更に驚きなのは、そのデモの作られ方である。メインフレーム時代も画面設計というのは、内部のデータ処理ロジックの記述とは別個に進められた。画面定義ファイルというユーザインタフェース(UI)部分だけをまとめたファイルでデザイン(設計)している。その画面定義ファイルをMXMLに自動変換したのだ。これはSIerにとってとてつもないインパクトがある。過去の、もはや捨て去るしかなかった画面定義ファイルがそのままMXMLに変換できて、Flashという最新技術をまとうことができるのだ。既にメインフレームとWebシステムとを融合させる部分はできている。UI部分だけがネックになっていたといっても良い。様々な記述方法が存在する(デザイン要素が複雑に絡み合っている)HTMLに、従来の画面設定ファイルを自動で変換することには無理があったし、陳腐なHTML画面を作れてもマーケティングインパクトに欠けるのだ。それがFlexのおかげで可能になり、スポットライトを受けるに値するように見えてきた。

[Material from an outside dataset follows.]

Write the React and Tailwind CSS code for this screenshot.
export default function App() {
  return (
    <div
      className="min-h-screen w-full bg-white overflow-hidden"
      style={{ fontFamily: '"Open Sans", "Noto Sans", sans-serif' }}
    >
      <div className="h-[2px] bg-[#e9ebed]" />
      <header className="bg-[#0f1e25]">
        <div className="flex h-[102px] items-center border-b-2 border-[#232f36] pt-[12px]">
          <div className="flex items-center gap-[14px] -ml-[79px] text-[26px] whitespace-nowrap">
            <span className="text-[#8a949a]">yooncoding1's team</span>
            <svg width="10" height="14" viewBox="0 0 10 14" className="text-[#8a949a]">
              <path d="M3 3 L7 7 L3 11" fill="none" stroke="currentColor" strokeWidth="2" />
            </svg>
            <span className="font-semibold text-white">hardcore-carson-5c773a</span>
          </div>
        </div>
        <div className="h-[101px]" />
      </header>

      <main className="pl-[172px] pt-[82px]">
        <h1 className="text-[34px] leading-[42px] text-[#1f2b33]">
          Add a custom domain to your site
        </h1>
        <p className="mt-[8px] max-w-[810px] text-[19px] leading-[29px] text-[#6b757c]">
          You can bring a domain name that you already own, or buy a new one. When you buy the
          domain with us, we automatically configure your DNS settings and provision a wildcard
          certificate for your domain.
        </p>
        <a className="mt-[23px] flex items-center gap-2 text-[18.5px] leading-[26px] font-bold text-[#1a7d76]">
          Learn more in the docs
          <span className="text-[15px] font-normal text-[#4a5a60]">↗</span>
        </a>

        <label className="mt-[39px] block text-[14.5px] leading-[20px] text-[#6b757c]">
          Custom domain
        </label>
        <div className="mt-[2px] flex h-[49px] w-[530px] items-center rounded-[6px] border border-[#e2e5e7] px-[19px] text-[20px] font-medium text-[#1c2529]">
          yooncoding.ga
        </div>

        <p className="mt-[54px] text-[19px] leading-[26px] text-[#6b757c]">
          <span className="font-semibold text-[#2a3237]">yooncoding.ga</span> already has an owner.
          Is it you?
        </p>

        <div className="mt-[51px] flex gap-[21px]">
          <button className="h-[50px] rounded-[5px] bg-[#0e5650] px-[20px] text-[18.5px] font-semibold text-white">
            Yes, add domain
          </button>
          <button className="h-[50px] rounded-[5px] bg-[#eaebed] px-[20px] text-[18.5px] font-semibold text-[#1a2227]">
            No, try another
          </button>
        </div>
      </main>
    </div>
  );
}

但し、問題点だという理由はここにある。近年、デザイナへの投資を渋り、社外に出ないようなイントラ系サイトの開発はエンジニアだけで行われることが少なくない。こうした開発エンジニアがデザインの教育を受けていないばかりか、デザインそのものに興味がない場合も稀ではない。こうした状況下で、ただコード(MXML)を記述するだけでFlexがswf(Flash)を生成できてしまうインパクトに頭を抱えてしまう。コードで書けるということはコピーペーストがいとも簡単にできるということであり、HTMLのデザインガイドを遵守するようなこともできないエンジニアがそうした武器を手に入れた場合何が起こるのかは火を見るより明らかだろう。

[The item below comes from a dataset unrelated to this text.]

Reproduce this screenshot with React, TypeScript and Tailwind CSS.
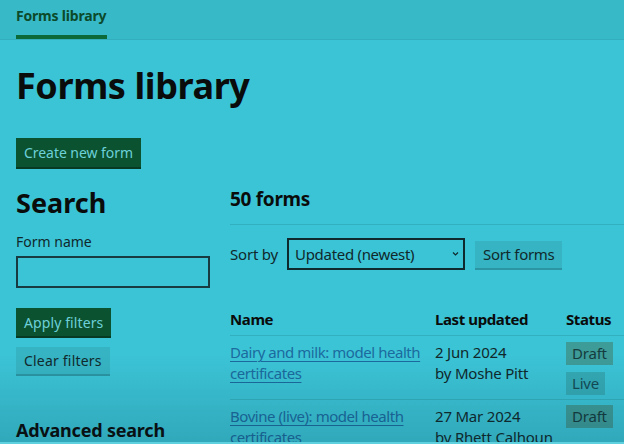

メインフレーム時代は、多々ある制約の中で少しでも使い勝手を考えるということがその画面設計スキルであった。方眼紙に何度も試作してそれから座標情報をベースにコーディングしていく。不自由な中にもUIに対する敬意が含まれていた。しかし今はそれはない。便利なツールのおかげで、ただドラッグするだけでいとも簡単にUIを生成できてしまう。デザインやユーザビリティを考えなくても画面は作れる。

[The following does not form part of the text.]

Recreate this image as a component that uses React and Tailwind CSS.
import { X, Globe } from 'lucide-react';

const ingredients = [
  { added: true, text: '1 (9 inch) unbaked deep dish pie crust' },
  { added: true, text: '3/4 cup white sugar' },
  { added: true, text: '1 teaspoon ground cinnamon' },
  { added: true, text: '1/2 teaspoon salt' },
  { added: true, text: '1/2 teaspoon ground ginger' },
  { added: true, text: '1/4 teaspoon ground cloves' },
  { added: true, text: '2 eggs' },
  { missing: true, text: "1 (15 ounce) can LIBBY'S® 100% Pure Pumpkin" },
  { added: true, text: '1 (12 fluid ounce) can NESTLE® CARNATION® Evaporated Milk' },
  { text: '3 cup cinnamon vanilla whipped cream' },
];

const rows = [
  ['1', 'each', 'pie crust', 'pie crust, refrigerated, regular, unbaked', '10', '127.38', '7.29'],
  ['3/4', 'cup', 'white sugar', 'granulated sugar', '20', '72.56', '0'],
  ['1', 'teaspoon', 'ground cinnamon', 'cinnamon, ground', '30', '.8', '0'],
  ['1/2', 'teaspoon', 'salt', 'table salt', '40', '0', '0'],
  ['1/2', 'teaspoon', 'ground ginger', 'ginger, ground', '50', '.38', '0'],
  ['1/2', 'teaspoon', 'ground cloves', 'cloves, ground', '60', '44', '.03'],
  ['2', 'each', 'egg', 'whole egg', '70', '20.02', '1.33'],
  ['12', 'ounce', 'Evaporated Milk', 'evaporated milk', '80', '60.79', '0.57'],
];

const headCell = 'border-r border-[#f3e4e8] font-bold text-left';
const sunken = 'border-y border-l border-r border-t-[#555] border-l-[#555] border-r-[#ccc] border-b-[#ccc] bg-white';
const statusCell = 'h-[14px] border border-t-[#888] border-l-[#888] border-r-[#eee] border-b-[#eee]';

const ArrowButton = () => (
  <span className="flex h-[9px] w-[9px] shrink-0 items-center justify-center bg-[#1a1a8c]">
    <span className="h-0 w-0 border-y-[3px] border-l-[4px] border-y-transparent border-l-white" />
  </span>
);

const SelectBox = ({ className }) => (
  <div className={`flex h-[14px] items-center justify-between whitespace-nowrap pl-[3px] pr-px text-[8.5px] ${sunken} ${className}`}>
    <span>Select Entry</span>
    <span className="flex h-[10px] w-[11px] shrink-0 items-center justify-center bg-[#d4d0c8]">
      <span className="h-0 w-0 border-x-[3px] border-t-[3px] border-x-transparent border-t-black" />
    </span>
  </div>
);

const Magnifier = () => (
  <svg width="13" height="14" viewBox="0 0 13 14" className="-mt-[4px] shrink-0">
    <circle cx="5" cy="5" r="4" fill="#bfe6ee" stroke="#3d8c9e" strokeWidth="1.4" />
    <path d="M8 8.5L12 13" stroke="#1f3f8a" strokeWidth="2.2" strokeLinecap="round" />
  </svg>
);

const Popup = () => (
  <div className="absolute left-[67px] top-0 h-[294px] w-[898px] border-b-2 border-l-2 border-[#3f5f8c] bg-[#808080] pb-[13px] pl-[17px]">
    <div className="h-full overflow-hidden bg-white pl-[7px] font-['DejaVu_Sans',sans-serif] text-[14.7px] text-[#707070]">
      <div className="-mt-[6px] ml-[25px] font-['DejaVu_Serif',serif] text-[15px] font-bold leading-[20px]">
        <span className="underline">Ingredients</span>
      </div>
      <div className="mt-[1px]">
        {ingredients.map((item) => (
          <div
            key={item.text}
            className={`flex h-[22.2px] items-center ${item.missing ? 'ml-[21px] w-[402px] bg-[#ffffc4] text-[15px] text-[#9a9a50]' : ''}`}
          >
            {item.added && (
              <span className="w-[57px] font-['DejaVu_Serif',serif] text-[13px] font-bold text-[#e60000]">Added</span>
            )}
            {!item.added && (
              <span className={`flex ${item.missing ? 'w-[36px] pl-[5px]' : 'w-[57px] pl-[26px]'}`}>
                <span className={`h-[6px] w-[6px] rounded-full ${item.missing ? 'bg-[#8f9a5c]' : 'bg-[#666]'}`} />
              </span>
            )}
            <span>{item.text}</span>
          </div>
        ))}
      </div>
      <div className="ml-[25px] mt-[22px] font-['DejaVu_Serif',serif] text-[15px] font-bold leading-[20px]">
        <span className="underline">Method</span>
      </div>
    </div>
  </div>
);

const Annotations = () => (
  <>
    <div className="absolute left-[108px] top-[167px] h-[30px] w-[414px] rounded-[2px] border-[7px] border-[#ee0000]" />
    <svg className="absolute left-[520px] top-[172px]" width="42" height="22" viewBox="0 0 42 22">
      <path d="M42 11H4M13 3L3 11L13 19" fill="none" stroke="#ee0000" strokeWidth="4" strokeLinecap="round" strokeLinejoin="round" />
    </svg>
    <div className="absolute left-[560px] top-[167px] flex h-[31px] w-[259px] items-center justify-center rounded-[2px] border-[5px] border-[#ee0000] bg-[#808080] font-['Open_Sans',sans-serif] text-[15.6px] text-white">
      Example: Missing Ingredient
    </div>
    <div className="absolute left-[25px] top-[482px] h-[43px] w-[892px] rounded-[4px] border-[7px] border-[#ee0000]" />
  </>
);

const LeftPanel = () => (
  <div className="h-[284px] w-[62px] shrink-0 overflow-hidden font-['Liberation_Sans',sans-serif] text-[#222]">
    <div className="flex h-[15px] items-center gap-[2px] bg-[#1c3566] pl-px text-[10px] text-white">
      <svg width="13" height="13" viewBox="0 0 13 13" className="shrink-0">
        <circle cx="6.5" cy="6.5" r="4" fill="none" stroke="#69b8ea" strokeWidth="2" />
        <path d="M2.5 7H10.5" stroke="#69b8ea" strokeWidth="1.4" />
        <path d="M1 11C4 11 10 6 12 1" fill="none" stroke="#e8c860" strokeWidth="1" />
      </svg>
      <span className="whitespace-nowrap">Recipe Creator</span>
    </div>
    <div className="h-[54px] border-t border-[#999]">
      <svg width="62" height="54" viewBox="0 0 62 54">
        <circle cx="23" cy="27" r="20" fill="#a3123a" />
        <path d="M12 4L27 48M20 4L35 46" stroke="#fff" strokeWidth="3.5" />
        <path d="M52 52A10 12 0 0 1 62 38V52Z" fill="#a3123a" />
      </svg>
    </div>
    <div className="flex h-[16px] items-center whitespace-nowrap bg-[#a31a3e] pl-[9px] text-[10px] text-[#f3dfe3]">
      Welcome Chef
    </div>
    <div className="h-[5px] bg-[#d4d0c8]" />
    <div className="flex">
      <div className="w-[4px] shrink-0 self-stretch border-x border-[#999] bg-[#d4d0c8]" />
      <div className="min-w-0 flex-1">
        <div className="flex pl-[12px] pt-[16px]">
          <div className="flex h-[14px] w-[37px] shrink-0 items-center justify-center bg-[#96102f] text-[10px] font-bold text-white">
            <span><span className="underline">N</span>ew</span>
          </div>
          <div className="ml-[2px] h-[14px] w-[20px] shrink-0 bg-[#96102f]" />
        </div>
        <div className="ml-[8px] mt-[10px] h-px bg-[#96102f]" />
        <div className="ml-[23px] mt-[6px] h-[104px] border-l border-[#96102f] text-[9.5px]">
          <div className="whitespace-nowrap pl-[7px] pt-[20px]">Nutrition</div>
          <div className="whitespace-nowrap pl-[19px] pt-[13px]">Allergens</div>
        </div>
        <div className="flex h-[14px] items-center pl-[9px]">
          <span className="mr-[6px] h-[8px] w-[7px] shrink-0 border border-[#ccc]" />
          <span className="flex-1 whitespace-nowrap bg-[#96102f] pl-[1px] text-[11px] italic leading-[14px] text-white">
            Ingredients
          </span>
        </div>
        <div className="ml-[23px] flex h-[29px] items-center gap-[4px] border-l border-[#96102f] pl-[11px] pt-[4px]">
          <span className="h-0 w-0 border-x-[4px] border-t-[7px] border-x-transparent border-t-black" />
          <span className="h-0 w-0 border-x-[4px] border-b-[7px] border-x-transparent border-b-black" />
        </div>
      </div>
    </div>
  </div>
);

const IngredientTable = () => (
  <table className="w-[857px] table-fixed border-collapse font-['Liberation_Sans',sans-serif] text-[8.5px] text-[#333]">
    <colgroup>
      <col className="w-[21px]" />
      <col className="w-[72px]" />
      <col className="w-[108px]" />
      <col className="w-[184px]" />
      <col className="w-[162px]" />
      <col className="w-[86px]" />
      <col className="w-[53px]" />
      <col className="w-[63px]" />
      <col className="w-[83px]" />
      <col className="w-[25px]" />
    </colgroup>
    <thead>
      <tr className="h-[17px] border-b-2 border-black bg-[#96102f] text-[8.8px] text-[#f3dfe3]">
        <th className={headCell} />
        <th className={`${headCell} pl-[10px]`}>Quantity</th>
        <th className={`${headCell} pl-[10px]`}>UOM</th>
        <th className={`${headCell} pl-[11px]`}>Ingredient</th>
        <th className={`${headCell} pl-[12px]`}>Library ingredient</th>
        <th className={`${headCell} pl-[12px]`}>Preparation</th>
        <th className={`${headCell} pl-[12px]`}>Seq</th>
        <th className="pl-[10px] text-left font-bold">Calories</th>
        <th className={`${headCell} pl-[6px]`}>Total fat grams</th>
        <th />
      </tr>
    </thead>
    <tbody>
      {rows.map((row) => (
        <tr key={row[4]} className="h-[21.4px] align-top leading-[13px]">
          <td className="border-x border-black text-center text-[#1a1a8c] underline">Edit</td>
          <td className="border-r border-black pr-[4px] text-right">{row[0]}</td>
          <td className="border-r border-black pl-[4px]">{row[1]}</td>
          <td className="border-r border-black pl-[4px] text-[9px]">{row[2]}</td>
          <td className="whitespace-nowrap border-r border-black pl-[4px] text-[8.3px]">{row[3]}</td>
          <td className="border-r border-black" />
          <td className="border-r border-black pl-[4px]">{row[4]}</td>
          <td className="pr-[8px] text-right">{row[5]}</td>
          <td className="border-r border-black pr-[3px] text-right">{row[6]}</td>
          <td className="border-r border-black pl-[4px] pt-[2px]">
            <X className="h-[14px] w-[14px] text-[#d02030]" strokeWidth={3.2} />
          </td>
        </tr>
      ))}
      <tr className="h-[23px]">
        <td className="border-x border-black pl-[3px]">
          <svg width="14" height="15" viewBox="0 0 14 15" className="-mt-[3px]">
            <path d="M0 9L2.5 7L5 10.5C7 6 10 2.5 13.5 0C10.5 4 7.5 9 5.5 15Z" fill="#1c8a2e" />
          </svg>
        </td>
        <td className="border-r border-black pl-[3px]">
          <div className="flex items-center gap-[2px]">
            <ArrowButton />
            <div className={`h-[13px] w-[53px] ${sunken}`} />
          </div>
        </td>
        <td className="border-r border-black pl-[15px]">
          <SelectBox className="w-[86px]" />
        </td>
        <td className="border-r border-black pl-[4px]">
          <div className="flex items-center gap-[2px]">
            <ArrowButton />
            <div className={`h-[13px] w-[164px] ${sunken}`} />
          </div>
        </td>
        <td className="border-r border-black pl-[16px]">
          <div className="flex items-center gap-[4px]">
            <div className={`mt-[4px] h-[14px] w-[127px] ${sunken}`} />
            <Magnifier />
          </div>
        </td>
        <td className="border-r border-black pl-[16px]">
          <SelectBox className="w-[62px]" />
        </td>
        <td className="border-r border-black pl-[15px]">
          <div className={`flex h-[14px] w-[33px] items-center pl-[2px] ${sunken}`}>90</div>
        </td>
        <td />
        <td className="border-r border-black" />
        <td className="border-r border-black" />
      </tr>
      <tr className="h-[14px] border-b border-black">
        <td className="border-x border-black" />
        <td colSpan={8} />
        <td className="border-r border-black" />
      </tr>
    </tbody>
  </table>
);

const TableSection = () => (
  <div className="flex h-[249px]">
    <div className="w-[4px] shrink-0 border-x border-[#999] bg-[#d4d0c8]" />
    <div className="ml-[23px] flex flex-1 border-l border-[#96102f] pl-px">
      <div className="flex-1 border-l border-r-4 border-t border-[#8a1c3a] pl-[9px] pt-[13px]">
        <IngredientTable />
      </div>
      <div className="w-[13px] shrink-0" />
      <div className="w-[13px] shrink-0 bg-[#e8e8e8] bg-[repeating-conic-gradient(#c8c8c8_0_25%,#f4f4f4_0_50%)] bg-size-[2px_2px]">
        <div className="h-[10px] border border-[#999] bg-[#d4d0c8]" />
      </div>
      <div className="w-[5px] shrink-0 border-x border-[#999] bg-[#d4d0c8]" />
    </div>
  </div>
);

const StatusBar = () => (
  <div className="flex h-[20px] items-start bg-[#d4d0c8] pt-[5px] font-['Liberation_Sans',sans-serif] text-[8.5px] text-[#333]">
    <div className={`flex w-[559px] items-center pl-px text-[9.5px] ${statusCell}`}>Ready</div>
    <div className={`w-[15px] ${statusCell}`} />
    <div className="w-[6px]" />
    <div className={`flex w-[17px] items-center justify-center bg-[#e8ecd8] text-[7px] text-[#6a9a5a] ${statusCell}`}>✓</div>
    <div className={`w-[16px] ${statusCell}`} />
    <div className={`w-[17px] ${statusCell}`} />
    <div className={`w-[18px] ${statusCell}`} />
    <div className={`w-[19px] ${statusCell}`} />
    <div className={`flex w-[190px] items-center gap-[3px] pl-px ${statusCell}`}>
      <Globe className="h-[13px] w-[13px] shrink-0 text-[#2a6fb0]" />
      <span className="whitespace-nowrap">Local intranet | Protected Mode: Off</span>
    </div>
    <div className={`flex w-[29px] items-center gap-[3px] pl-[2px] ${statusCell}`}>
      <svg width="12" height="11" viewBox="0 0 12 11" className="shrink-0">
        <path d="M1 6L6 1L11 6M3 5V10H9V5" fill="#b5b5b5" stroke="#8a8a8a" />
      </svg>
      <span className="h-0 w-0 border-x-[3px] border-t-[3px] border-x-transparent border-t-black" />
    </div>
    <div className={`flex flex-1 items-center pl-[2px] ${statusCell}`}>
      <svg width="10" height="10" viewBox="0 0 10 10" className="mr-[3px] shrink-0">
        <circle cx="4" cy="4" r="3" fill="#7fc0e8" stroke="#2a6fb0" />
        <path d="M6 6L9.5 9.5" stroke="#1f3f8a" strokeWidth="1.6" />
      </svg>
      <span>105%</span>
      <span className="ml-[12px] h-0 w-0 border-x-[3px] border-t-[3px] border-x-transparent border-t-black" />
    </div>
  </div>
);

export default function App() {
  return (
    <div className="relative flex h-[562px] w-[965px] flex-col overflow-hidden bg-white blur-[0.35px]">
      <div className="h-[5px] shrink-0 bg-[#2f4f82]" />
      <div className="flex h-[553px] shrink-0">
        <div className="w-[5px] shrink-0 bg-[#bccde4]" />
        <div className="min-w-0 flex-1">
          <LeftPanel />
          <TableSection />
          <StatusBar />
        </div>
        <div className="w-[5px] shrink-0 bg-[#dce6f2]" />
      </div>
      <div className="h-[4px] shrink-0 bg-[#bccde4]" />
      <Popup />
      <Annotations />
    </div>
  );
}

FlashをFlexに押し上げた力は、多分正統な時流と呼べるだろう。魅力的といっても良い。しかし、それを受け入れるだけの素地がエンジニアにはまだ備わっていない。その意味でFlexはパンドラの箱だ。中に未来のカケラがあろうとも、それを見るまでに悪しきモノが山のように出てしまう予感がする。 MAXの会場で、そのデモを見てから暫く考え込んだ。そのデモ自体には文句のつけようがない。見事と思う。しかし、そこから派生するFlashアプリは本当に「Flash」なのか。「豊かなユーザ体験を提供するFlash」なのか。一晩考えて出た結論は、「NO」だった。Flexが市場に出たあたりから、swf=Flashという図式が崩れるのかもしれない。「Flash」という言葉はもはや単一企業の製品や技術を指さなくなるかもしれない。ティッシュが米国では某製品名で呼ばれるように。何でコーディングされたかがその価値を決めない時代に入ろうとしている。どれだけユーザのことを考えて開発されたのか、それがWebアプリの基準になっていくのかもしれない。
「Flashかどうか」ではない、「良いFlashかどうか」。そう「良いWebシステムかどうか」に原点回帰しているだけなのか。昔大きらいだったレポートの名が浮かんでくる、「Flash 99% Bad」。

様々な懐かしい顔や大御所さん達との出会い、立ち止まること、先を見回すこと、様々な機会を与えてくれた MAX に感謝。